§ **Task to carry out**
Reproduce all of the data below without alteration; exclude every picture.

§ **Data**
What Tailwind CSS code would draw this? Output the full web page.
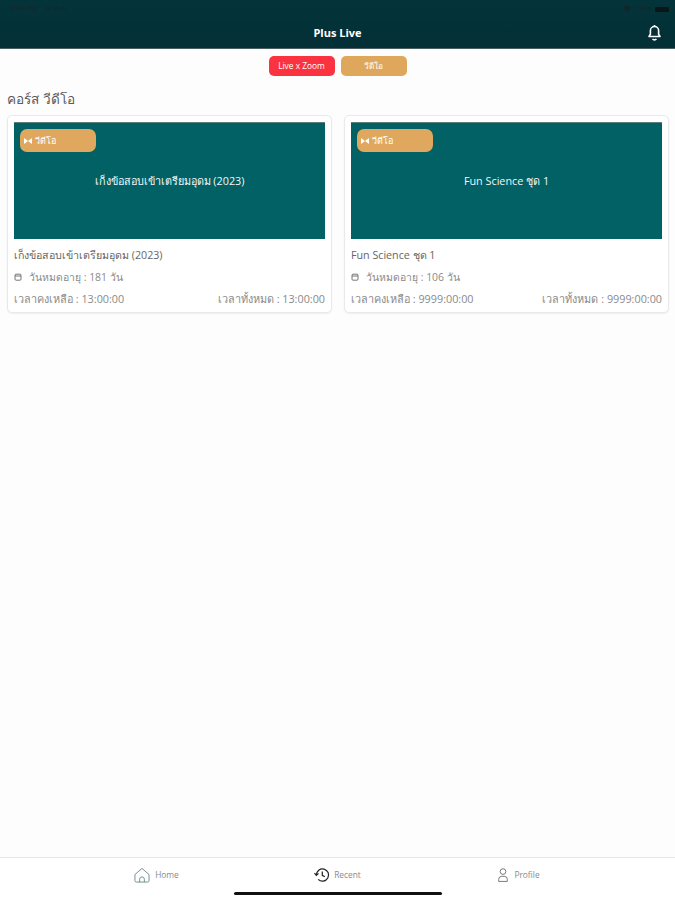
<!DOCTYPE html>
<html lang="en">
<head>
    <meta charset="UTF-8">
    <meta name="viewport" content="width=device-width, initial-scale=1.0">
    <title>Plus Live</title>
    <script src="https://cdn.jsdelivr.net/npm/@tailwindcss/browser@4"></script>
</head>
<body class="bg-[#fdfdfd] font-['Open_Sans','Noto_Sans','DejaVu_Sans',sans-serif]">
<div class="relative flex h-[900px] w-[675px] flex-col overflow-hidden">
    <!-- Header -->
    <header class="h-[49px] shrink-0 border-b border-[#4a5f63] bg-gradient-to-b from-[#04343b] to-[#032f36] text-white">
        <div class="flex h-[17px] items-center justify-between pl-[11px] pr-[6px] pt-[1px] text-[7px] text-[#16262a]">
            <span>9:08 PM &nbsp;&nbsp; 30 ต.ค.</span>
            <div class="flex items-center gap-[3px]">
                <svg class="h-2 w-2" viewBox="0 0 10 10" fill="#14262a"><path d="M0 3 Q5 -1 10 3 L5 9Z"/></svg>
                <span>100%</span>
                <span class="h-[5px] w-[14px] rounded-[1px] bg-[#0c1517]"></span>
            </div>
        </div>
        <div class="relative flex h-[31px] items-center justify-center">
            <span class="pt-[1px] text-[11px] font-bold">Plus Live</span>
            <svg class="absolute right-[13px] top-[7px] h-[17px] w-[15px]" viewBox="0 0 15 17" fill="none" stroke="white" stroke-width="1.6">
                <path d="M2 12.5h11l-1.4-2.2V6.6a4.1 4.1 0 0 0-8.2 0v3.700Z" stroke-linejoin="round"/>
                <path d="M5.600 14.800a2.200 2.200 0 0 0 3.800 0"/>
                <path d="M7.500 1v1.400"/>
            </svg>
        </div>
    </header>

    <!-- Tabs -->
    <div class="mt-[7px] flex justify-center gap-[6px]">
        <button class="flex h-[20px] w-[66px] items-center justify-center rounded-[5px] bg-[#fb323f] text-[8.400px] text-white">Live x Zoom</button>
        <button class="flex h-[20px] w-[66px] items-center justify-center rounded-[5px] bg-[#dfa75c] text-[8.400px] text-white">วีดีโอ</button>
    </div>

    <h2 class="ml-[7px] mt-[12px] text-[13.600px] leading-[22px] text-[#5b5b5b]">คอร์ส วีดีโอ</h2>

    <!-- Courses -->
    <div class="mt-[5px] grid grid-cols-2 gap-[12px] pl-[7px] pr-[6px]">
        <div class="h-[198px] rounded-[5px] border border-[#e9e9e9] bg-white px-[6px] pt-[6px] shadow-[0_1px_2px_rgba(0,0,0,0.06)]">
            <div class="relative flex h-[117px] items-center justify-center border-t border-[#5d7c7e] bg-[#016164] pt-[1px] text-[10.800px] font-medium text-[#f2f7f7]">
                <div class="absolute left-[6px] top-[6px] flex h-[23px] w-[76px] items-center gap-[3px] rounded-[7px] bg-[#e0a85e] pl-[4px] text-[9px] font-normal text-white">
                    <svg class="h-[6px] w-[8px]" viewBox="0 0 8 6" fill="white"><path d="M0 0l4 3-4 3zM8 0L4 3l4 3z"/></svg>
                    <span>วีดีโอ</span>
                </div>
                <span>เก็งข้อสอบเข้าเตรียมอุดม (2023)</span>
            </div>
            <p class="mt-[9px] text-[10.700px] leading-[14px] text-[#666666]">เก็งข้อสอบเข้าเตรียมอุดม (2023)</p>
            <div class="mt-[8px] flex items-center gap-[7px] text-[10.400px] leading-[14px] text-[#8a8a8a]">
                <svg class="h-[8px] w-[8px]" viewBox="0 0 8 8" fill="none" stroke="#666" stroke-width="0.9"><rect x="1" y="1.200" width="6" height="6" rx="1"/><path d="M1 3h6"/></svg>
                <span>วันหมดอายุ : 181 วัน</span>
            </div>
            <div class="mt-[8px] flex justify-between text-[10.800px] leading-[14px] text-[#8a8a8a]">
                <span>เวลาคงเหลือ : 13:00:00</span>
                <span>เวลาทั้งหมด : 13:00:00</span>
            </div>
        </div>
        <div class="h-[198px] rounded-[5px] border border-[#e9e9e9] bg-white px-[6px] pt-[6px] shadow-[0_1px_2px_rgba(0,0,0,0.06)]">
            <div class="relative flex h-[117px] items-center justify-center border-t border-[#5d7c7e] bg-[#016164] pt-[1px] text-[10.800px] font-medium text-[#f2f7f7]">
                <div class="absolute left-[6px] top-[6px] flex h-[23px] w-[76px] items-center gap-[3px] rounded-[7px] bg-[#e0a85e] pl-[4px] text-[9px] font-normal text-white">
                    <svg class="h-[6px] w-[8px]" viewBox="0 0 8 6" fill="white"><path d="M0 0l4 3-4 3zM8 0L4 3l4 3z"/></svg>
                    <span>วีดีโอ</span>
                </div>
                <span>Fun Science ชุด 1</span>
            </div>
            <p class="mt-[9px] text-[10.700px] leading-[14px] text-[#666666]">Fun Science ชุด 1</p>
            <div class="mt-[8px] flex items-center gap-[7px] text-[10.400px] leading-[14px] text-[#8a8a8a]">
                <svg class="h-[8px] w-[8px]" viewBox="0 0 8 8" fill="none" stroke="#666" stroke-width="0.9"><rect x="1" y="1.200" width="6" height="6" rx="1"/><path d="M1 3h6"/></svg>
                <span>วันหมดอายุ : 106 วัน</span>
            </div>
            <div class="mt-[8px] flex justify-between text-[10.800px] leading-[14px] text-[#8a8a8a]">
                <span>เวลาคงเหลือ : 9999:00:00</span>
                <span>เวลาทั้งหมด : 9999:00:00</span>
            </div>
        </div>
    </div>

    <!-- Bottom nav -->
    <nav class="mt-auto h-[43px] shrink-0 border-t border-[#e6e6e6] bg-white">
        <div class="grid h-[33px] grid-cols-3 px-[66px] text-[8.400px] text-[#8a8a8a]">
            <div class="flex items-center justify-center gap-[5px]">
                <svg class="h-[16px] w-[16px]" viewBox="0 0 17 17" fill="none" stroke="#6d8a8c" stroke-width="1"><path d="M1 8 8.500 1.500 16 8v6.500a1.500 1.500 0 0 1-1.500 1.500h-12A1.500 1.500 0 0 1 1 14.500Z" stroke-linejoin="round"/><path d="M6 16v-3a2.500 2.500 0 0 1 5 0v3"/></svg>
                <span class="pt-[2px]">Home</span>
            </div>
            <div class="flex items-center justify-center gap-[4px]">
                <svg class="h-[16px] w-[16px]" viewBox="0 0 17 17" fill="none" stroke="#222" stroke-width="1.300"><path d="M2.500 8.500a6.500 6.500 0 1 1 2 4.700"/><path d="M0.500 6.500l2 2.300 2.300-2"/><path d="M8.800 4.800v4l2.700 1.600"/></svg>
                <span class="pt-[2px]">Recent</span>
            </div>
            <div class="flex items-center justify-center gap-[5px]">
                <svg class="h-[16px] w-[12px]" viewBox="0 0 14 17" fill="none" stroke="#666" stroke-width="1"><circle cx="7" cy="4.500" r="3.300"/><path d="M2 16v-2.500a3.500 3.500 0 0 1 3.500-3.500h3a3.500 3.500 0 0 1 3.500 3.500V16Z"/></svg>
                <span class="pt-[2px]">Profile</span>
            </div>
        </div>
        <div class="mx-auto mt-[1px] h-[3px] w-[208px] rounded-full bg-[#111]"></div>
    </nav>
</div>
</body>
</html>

§ **Result**
What Tailwind CSS code would draw this? Output the full web page.
<!DOCTYPE html>
<html lang="en">
<head>
    <meta charset="UTF-8">
    <meta name="viewport" content="width=device-width, initial-scale=1.0">
    <title>Plus Live</title>
    <script src="https://cdn.jsdelivr.net/npm/@tailwindcss/browser@4"></script>
</head>
<body class="bg-[#fdfdfd] font-['Open_Sans','Noto_Sans','DejaVu_Sans',sans-serif]">
<div class="relative flex h-[900px] w-[675px] flex-col overflow-hidden">
    <!-- Header -->
    <header class="h-[49px] shrink-0 border-b border-[#4a5f63] bg-gradient-to-b from-[#04343b] to-[#032f36] text-white">
        <div class="flex h-[17px] items-center justify-between pl-[11px] pr-[6px] pt-[1px] text-[7px] text-[#16262a]">
            <span>9:08 PM &nbsp;&nbsp; 30 ต.ค.</span>
            <div class="flex items-center gap-[3px]">
                <svg class="h-2 w-2" viewBox="0 0 10 10" fill="#14262a"><path d="M0 3 Q5 -1 10 3 L5 9Z"/></svg>
                <span>100%</span>
                <span class="h-[5px] w-[14px] rounded-[1px] bg-[#0c1517]"></span>
            </div>
        </div>
        <div class="relative flex h-[31px] items-center justify-center">
            <span class="pt-[1px] text-[11px] font-bold">Plus Live</span>
            <svg class="absolute right-[13px] top-[7px] h-[17px] w-[15px]" viewBox="0 0 15 17" fill="none" stroke="white" stroke-width="1.6">
                <path d="M2 12.5h11l-1.4-2.2V6.6a4.1 4.1 0 0 0-8.2 0v3.700Z" stroke-linejoin="round"/>
                <path d="M5.600 14.800a2.200 2.200 0 0 0 3.800 0"/>
                <path d="M7.500 1v1.400"/>
            </svg>
        </div>
    </header>

    <!-- Tabs -->
    <div class="mt-[7px] flex justify-center gap-[6px]">
        <button class="flex h-[20px] w-[66px] items-center justify-center rounded-[5px] bg-[#fb323f] text-[8.400px] text-white">Live x Zoom</button>
        <button class="flex h-[20px] w-[66px] items-center justify-center rounded-[5px] bg-[#dfa75c] text-[8.400px] text-white">วีดีโอ</button>
    </div>

    <h2 class="ml-[7px] mt-[12px] text-[13.600px] leading-[22px] text-[#5b5b5b]">คอร์ส วีดีโอ</h2>

    <!-- Courses -->
    <div class="mt-[5px] grid grid-cols-2 gap-[12px] pl-[7px] pr-[6px]">
        <div class="h-[198px] rounded-[5px] border border-[#e9e9e9] bg-white px-[6px] pt-[6px] shadow-[0_1px_2px_rgba(0,0,0,0.06)]">
            <div class="relative flex h-[117px] items-center justify-center border-t border-[#5d7c7e] bg-[#016164] pt-[1px] text-[10.800px] font-medium text-[#f2f7f7]">
                <div class="absolute left-[6px] top-[6px] flex h-[23px] w-[76px] items-center gap-[3px] rounded-[7px] bg-[#e0a85e] pl-[4px] text-[9px] font-normal text-white">
                    <svg class="h-[6px] w-[8px]" viewBox="0 0 8 6" fill="white"><path d="M0 0l4 3-4 3zM8 0L4 3l4 3z"/></svg>
                    <span>วีดีโอ</span>
                </div>
                <span>เก็งข้อสอบเข้าเตรียมอุดม (2023)</span>
            </div>
            <p class="mt-[9px] text-[10.700px] leading-[14px] text-[#666666]">เก็งข้อสอบเข้าเตรียมอุดม (2023)</p>
            <div class="mt-[8px] flex items-center gap-[7px] text-[10.400px] leading-[14px] text-[#8a8a8a]">
                <svg class="h-[8px] w-[8px]" viewBox="0 0 8 8" fill="none" stroke="#666" stroke-width="0.9"><rect x="1" y="1.200" width="6" height="6" rx="1"/><path d="M1 3h6"/></svg>
                <span>วันหมดอายุ : 181 วัน</span>
            </div>
            <div class="mt-[8px] flex justify-between text-[10.800px] leading-[14px] text-[#8a8a8a]">
                <span>เวลาคงเหลือ : 13:00:00</span>
                <span>เวลาทั้งหมด : 13:00:00</span>
            </div>
        </div>
        <div class="h-[198px] rounded-[5px] border border-[#e9e9e9] bg-white px-[6px] pt-[6px] shadow-[0_1px_2px_rgba(0,0,0,0.06)]">
            <div class="relative flex h-[117px] items-center justify-center border-t border-[#5d7c7e] bg-[#016164] pt-[1px] text-[10.800px] font-medium text-[#f2f7f7]">
                <div class="absolute left-[6px] top-[6px] flex h-[23px] w-[76px] items-center gap-[3px] rounded-[7px] bg-[#e0a85e] pl-[4px] text-[9px] font-normal text-white">
                    <svg class="h-[6px] w-[8px]" viewBox="0 0 8 6" fill="white"><path d="M0 0l4 3-4 3zM8 0L4 3l4 3z"/></svg>
                    <span>วีดีโอ</span>
                </div>
                <span>Fun Science ชุด 1</span>
            </div>
            <p class="mt-[9px] text-[10.700px] leading-[14px] text-[#666666]">Fun Science ชุด 1</p>
            <div class="mt-[8px] flex items-center gap-[7px] text-[10.400px] leading-[14px] text-[#8a8a8a]">
                <svg class="h-[8px] w-[8px]" viewBox="0 0 8 8" fill="none" stroke="#666" stroke-width="0.9"><rect x="1" y="1.200" width="6" height="6" rx="1"/><path d="M1 3h6"/></svg>
                <span>วันหมดอายุ : 106 วัน</span>
            </div>
            <div class="mt-[8px] flex justify-between text-[10.800px] leading-[14px] text-[#8a8a8a]">
                <span>เวลาคงเหลือ : 9999:00:00</span>
                <span>เวลาทั้งหมด : 9999:00:00</span>
            </div>
        </div>
    </div>

    <!-- Bottom nav -->
    <nav class="mt-auto h-[43px] shrink-0 border-t border-[#e6e6e6] bg-white">
        <div class="grid h-[33px] grid-cols-3 px-[66px] text-[8.400px] text-[#8a8a8a]">
            <div class="flex items-center justify-center gap-[5px]">
                <svg class="h-[16px] w-[16px]" viewBox="0 0 17 17" fill="none" stroke="#6d8a8c" stroke-width="1"><path d="M1 8 8.500 1.500 16 8v6.500a1.500 1.500 0 0 1-1.500 1.500h-12A1.500 1.500 0 0 1 1 14.500Z" stroke-linejoin="round"/><path d="M6 16v-3a2.500 2.500 0 0 1 5 0v3"/></svg>
                <span class="pt-[2px]">Home</span>
            </div>
            <div class="flex items-center justify-center gap-[4px]">
                <svg class="h-[16px] w-[16px]" viewBox="0 0 17 17" fill="none" stroke="#222" stroke-width="1.300"><path d="M2.500 8.500a6.500 6.500 0 1 1 2 4.700"/><path d="M0.500 6.500l2 2.300 2.300-2"/><path d="M8.800 4.800v4l2.700 1.600"/></svg>
                <span class="pt-[2px]">Recent</span>
            </div>
            <div class="flex items-center justify-center gap-[5px]">
                <svg class="h-[16px] w-[12px]" viewBox="0 0 14 17" fill="none" stroke="#666" stroke-width="1"><circle cx="7" cy="4.500" r="3.300"/><path d="M2 16v-2.500a3.500 3.500 0 0 1 3.500-3.500h3a3.500 3.500 0 0 1 3.500 3.500V16Z"/></svg>
                <span class="pt-[2px]">Profile</span>
            </div>
        </div>
        <div class="mx-auto mt-[1px] h-[3px] w-[208px] rounded-full bg-[#111]"></div>
    </nav>
</div>
</body>
</html>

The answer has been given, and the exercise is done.